The task
Take the material below and retype it in full; pictures are left out.

Dataset extract
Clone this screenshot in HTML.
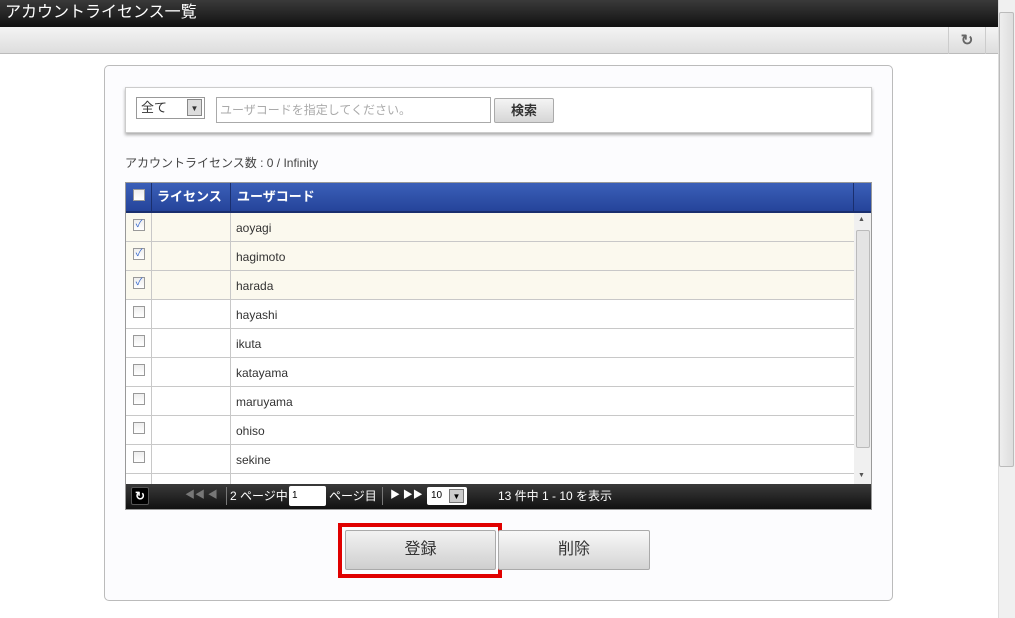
<!DOCTYPE html><html><head><meta charset="utf-8"><style>
*{box-sizing:border-box;margin:0;padding:0}
body{width:1015px;height:618px;position:relative;overflow:hidden;background:#fff;font-family:"Liberation Sans","Noto Sans CJK JP",sans-serif;font-size:12px;color:#333}
.a{position:absolute;line-height:1.2}
.cb{position:absolute;width:12px;height:12px;border:1px solid #999;background:linear-gradient(#eee,#fff)}
.row{position:absolute;left:126px;width:728px;height:29px;border-bottom:1px solid #c8c8c8}
.row .c1{position:absolute;left:25px;top:0;height:29px;border-left:1px solid #c8c8c8}
.row .c2{position:absolute;left:104px;top:0;height:29px;border-left:1px solid #c8c8c8}
.row span{position:absolute;left:110px;top:8px;font-size:12px;color:#333}
</style></head><body>
<div class="a" style="left:0;top:0;width:998px;height:27px;background:linear-gradient(#3a3a3a,#111);color:#fff;font-size:16px;padding:0 0 0 5px;line-height:26px">アカウントライセンス一覧</div>
<div class="a" style="left:0;top:27px;width:998px;height:27px;background:linear-gradient(#f4f4f4,#ddd);border-bottom:1px solid #bbb"></div>
<div class="a" style="left:948px;top:27px;width:38px;height:27px;border-left:1px solid #ccc;border-right:1px solid #ccc;text-align:center;font-weight:bold;color:#666;font-size:15px;line-height:27px">↻</div>
<div class="a" style="left:998px;top:0;width:17px;height:618px;background:#f0f0f0;border-left:1px solid #ddd"></div>
<div class="a" style="left:999px;top:12px;width:15px;height:455px;background:linear-gradient(90deg,#eee,#ddd);border:1px solid #bbb;border-radius:2px"></div>
<div class="a" style="left:104px;top:65px;width:789px;height:536px;border:1px solid #bbb;border-radius:5px;background:#fcfcfe"></div>
<div class="a" style="left:125px;top:87px;width:747px;height:46px;border:1px solid #ccc;background:#fff;box-shadow:0 2px 3px #aaa"></div>
<div class="a" style="left:136px;top:97px;width:69px;height:22px;border:1px solid #999;background:#fff;padding:0 4px;font-size:13px;line-height:20px">全て</div>
<div class="a" style="left:187px;top:99px;width:15px;height:17px;border:1px solid #888;background:#ddd;font-size:8px;text-align:center;line-height:17px">▼</div>
<div class="a" style="left:216px;top:97px;width:275px;height:26px;border:1px solid #aaa;color:#aaa;padding:0 3px;font-size:12px;line-height:24px">ユーザコードを指定してください。</div>
<div class="a" style="left:494px;top:98px;width:60px;height:25px;border:1px solid #aaa;border-radius:2px;background:linear-gradient(#f4f4f4,#d6d6d6);text-align:center;line-height:23px;font-weight:bold;font-size:13px">検索</div>
<div class="a" style="left:125px;top:156px;font-size:12px;color:#444">アカウントライセンス数 : 0 / Infinity</div>
<div class="a" style="left:125px;top:182px;width:747px;height:328px;border:1px solid #999;background:#fff"></div>
<div class="a" style="left:126px;top:183px;width:745px;height:30px;background:linear-gradient(#3b5fb8,#25449a);border-bottom:2px solid #1a2f6e"></div>
<div class="a" style="left:151px;top:183px;width:1px;height:29px;background:#1a2f6e"></div>
<div class="a" style="left:230px;top:183px;width:1px;height:29px;background:#1a2f6e"></div>
<div class="a" style="left:853px;top:183px;width:1px;height:29px;background:#1a2f6e"></div>
<div class="cb" style="left:133px;top:189px"></div>
<div class="a" style="left:157px;top:189px;color:#fff;font-weight:bold;font-size:13px">ライセンス</div>
<div class="a" style="left:237px;top:189px;color:#fff;font-weight:bold;font-size:13px">ユーザコード</div>
<div class="a" style="left:126px;top:213px;width:728px;height:271px;overflow:hidden">
<div style="position:relative;left:-126px;top:-213px">
<div class="row" style="top:213px;background:#fbf9ee"><div class="c1"></div><div class="c2"></div><span>aoyagi</span></div>
<div class="row" style="top:242px;background:#fbf9ee"><div class="c1"></div><div class="c2"></div><span>hagimoto</span></div>
<div class="row" style="top:271px;background:#fbf9ee"><div class="c1"></div><div class="c2"></div><span>harada</span></div>
<div class="row" style="top:300px"><div class="c1"></div><div class="c2"></div><span>hayashi</span></div>
<div class="row" style="top:329px"><div class="c1"></div><div class="c2"></div><span>ikuta</span></div>
<div class="row" style="top:358px"><div class="c1"></div><div class="c2"></div><span>katayama</span></div>
<div class="row" style="top:387px"><div class="c1"></div><div class="c2"></div><span>maruyama</span></div>
<div class="row" style="top:416px"><div class="c1"></div><div class="c2"></div><span>ohiso</span></div>
<div class="row" style="top:445px"><div class="c1"></div><div class="c2"></div><span>sekine</span></div>
<div class="row" style="top:474px"><div class="c1"></div><div class="c2"></div></div>
</div></div>
<div class="cb" style="left:133px;top:219px;color:#36c;font-size:10px;line-height:10px;text-align:center">✓</div>
<div class="cb" style="left:133px;top:248px;color:#36c;font-size:10px;line-height:10px;text-align:center">✓</div>
<div class="cb" style="left:133px;top:277px;color:#36c;font-size:10px;line-height:10px;text-align:center">✓</div>
<div class="cb" style="left:133px;top:306px"></div><div class="cb" style="left:133px;top:335px"></div><div class="cb" style="left:133px;top:364px"></div><div class="cb" style="left:133px;top:393px"></div><div class="cb" style="left:133px;top:422px"></div><div class="cb" style="left:133px;top:451px"></div>
<div class="a" style="left:854px;top:213px;width:17px;height:271px;background:#f0f0f0"></div>
<div class="a" style="left:856px;top:230px;width:14px;height:218px;background:#e4e4e4;border:1px solid #bbb;border-radius:2px"></div>
<div class="a" style="left:858px;top:216px;font-size:7px;color:#555">▲</div>
<div class="a" style="left:858px;top:472px;font-size:7px;color:#555">▼</div>
<div class="a" style="left:126px;top:484px;width:745px;height:25px;background:linear-gradient(#3a3a3a,#111);color:#fff;font-size:12px"></div>
<div class="a" style="left:131px;top:487px;width:18px;height:18px;background:#000;border:1px solid #555;border-radius:2px;color:#fff;font-weight:bold;text-align:center;line-height:17px">↻</div>
<div class="a" style="left:185px;top:490px;color:#777;font-size:10px">◀◀ ◀</div>
<div class="a" style="left:226px;top:487px;width:1px;height:18px;background:#777"></div>
<div class="a" style="left:230px;top:489px;color:#fff">2 ページ中</div>
<div class="a" style="left:289px;top:486px;width:37px;height:20px;background:#fff;border-radius:2px;color:#000;font-size:10px;padding:4px 3px">1</div>
<div class="a" style="left:329px;top:489px;color:#fff">ページ目</div>
<div class="a" style="left:382px;top:487px;width:1px;height:18px;background:#777"></div>
<div class="a" style="left:390px;top:490px;color:#fff;font-size:10px">▶ ▶▶</div>
<div class="a" style="left:427px;top:487px;width:40px;height:18px;background:#fff;border-radius:2px;color:#000;font-size:10px;padding:3px 4px">10</div>
<div class="a" style="left:449px;top:489px;width:15px;height:14px;background:#ccc;border:1px solid #777;font-size:8px;color:#000;text-align:center;line-height:13px">▼</div>
<div class="a" style="left:498px;top:489px;color:#fff">13 件中 1 - 10 を表示</div>
<div class="a" style="left:338px;top:523px;width:164px;height:55px;border:4px solid #e00000"></div>
<div class="a" style="left:345px;top:530px;width:151px;height:40px;border:1px solid #aaa;border-radius:2px;background:linear-gradient(#f2f2f2,#cfcfcf);text-align:center;line-height:38px;font-size:16px">登録</div>
<div class="a" style="left:498px;top:530px;width:152px;height:40px;border:1px solid #aaa;border-radius:2px;background:linear-gradient(#f8f8f8,#d4d4d4);text-align:center;line-height:38px;font-size:16px">削除</div>
</body></html>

Response for this exercise
Clone this screenshot in HTML.
<!DOCTYPE html><html><head><meta charset="utf-8"><style>
*{box-sizing:border-box;margin:0;padding:0}
body{width:1015px;height:618px;position:relative;overflow:hidden;background:#fff;font-family:"Liberation Sans","Noto Sans CJK JP",sans-serif;font-size:12px;color:#333}
.a{position:absolute;line-height:1.2}
.cb{position:absolute;width:12px;height:12px;border:1px solid #999;background:linear-gradient(#eee,#fff)}
.row{position:absolute;left:126px;width:728px;height:29px;border-bottom:1px solid #c8c8c8}
.row .c1{position:absolute;left:25px;top:0;height:29px;border-left:1px solid #c8c8c8}
.row .c2{position:absolute;left:104px;top:0;height:29px;border-left:1px solid #c8c8c8}
.row span{position:absolute;left:110px;top:8px;font-size:12px;color:#333}
</style></head><body>
<div class="a" style="left:0;top:0;width:998px;height:27px;background:linear-gradient(#3a3a3a,#111);color:#fff;font-size:16px;padding:0 0 0 5px;line-height:26px">アカウントライセンス一覧</div>
<div class="a" style="left:0;top:27px;width:998px;height:27px;background:linear-gradient(#f4f4f4,#ddd);border-bottom:1px solid #bbb"></div>
<div class="a" style="left:948px;top:27px;width:38px;height:27px;border-left:1px solid #ccc;border-right:1px solid #ccc;text-align:center;font-weight:bold;color:#666;font-size:15px;line-height:27px">↻</div>
<div class="a" style="left:998px;top:0;width:17px;height:618px;background:#f0f0f0;border-left:1px solid #ddd"></div>
<div class="a" style="left:999px;top:12px;width:15px;height:455px;background:linear-gradient(90deg,#eee,#ddd);border:1px solid #bbb;border-radius:2px"></div>
<div class="a" style="left:104px;top:65px;width:789px;height:536px;border:1px solid #bbb;border-radius:5px;background:#fcfcfe"></div>
<div class="a" style="left:125px;top:87px;width:747px;height:46px;border:1px solid #ccc;background:#fff;box-shadow:0 2px 3px #aaa"></div>
<div class="a" style="left:136px;top:97px;width:69px;height:22px;border:1px solid #999;background:#fff;padding:0 4px;font-size:13px;line-height:20px">全て</div>
<div class="a" style="left:187px;top:99px;width:15px;height:17px;border:1px solid #888;background:#ddd;font-size:8px;text-align:center;line-height:17px">▼</div>
<div class="a" style="left:216px;top:97px;width:275px;height:26px;border:1px solid #aaa;color:#aaa;padding:0 3px;font-size:12px;line-height:24px">ユーザコードを指定してください。</div>
<div class="a" style="left:494px;top:98px;width:60px;height:25px;border:1px solid #aaa;border-radius:2px;background:linear-gradient(#f4f4f4,#d6d6d6);text-align:center;line-height:23px;font-weight:bold;font-size:13px">検索</div>
<div class="a" style="left:125px;top:156px;font-size:12px;color:#444">アカウントライセンス数 : 0 / Infinity</div>
<div class="a" style="left:125px;top:182px;width:747px;height:328px;border:1px solid #999;background:#fff"></div>
<div class="a" style="left:126px;top:183px;width:745px;height:30px;background:linear-gradient(#3b5fb8,#25449a);border-bottom:2px solid #1a2f6e"></div>
<div class="a" style="left:151px;top:183px;width:1px;height:29px;background:#1a2f6e"></div>
<div class="a" style="left:230px;top:183px;width:1px;height:29px;background:#1a2f6e"></div>
<div class="a" style="left:853px;top:183px;width:1px;height:29px;background:#1a2f6e"></div>
<div class="cb" style="left:133px;top:189px"></div>
<div class="a" style="left:157px;top:189px;color:#fff;font-weight:bold;font-size:13px">ライセンス</div>
<div class="a" style="left:237px;top:189px;color:#fff;font-weight:bold;font-size:13px">ユーザコード</div>
<div class="a" style="left:126px;top:213px;width:728px;height:271px;overflow:hidden">
<div style="position:relative;left:-126px;top:-213px">
<div class="row" style="top:213px;background:#fbf9ee"><div class="c1"></div><div class="c2"></div><span>aoyagi</span></div>
<div class="row" style="top:242px;background:#fbf9ee"><div class="c1"></div><div class="c2"></div><span>hagimoto</span></div>
<div class="row" style="top:271px;background:#fbf9ee"><div class="c1"></div><div class="c2"></div><span>harada</span></div>
<div class="row" style="top:300px"><div class="c1"></div><div class="c2"></div><span>hayashi</span></div>
<div class="row" style="top:329px"><div class="c1"></div><div class="c2"></div><span>ikuta</span></div>
<div class="row" style="top:358px"><div class="c1"></div><div class="c2"></div><span>katayama</span></div>
<div class="row" style="top:387px"><div class="c1"></div><div class="c2"></div><span>maruyama</span></div>
<div class="row" style="top:416px"><div class="c1"></div><div class="c2"></div><span>ohiso</span></div>
<div class="row" style="top:445px"><div class="c1"></div><div class="c2"></div><span>sekine</span></div>
<div class="row" style="top:474px"><div class="c1"></div><div class="c2"></div></div>
</div></div>
<div class="cb" style="left:133px;top:219px;color:#36c;font-size:10px;line-height:10px;text-align:center">✓</div>
<div class="cb" style="left:133px;top:248px;color:#36c;font-size:10px;line-height:10px;text-align:center">✓</div>
<div class="cb" style="left:133px;top:277px;color:#36c;font-size:10px;line-height:10px;text-align:center">✓</div>
<div class="cb" style="left:133px;top:306px"></div><div class="cb" style="left:133px;top:335px"></div><div class="cb" style="left:133px;top:364px"></div><div class="cb" style="left:133px;top:393px"></div><div class="cb" style="left:133px;top:422px"></div><div class="cb" style="left:133px;top:451px"></div>
<div class="a" style="left:854px;top:213px;width:17px;height:271px;background:#f0f0f0"></div>
<div class="a" style="left:856px;top:230px;width:14px;height:218px;background:#e4e4e4;border:1px solid #bbb;border-radius:2px"></div>
<div class="a" style="left:858px;top:216px;font-size:7px;color:#555">▲</div>
<div class="a" style="left:858px;top:472px;font-size:7px;color:#555">▼</div>
<div class="a" style="left:126px;top:484px;width:745px;height:25px;background:linear-gradient(#3a3a3a,#111);color:#fff;font-size:12px"></div>
<div class="a" style="left:131px;top:487px;width:18px;height:18px;background:#000;border:1px solid #555;border-radius:2px;color:#fff;font-weight:bold;text-align:center;line-height:17px">↻</div>
<div class="a" style="left:185px;top:490px;color:#777;font-size:10px">◀◀ ◀</div>
<div class="a" style="left:226px;top:487px;width:1px;height:18px;background:#777"></div>
<div class="a" style="left:230px;top:489px;color:#fff">2 ページ中</div>
<div class="a" style="left:289px;top:486px;width:37px;height:20px;background:#fff;border-radius:2px;color:#000;font-size:10px;padding:4px 3px">1</div>
<div class="a" style="left:329px;top:489px;color:#fff">ページ目</div>
<div class="a" style="left:382px;top:487px;width:1px;height:18px;background:#777"></div>
<div class="a" style="left:390px;top:490px;color:#fff;font-size:10px">▶ ▶▶</div>
<div class="a" style="left:427px;top:487px;width:40px;height:18px;background:#fff;border-radius:2px;color:#000;font-size:10px;padding:3px 4px">10</div>
<div class="a" style="left:449px;top:489px;width:15px;height:14px;background:#ccc;border:1px solid #777;font-size:8px;color:#000;text-align:center;line-height:13px">▼</div>
<div class="a" style="left:498px;top:489px;color:#fff">13 件中 1 - 10 を表示</div>
<div class="a" style="left:338px;top:523px;width:164px;height:55px;border:4px solid #e00000"></div>
<div class="a" style="left:345px;top:530px;width:151px;height:40px;border:1px solid #aaa;border-radius:2px;background:linear-gradient(#f2f2f2,#cfcfcf);text-align:center;line-height:38px;font-size:16px">登録</div>
<div class="a" style="left:498px;top:530px;width:152px;height:40px;border:1px solid #aaa;border-radius:2px;background:linear-gradient(#f8f8f8,#d4d4d4);text-align:center;line-height:38px;font-size:16px">削除</div>
</body></html>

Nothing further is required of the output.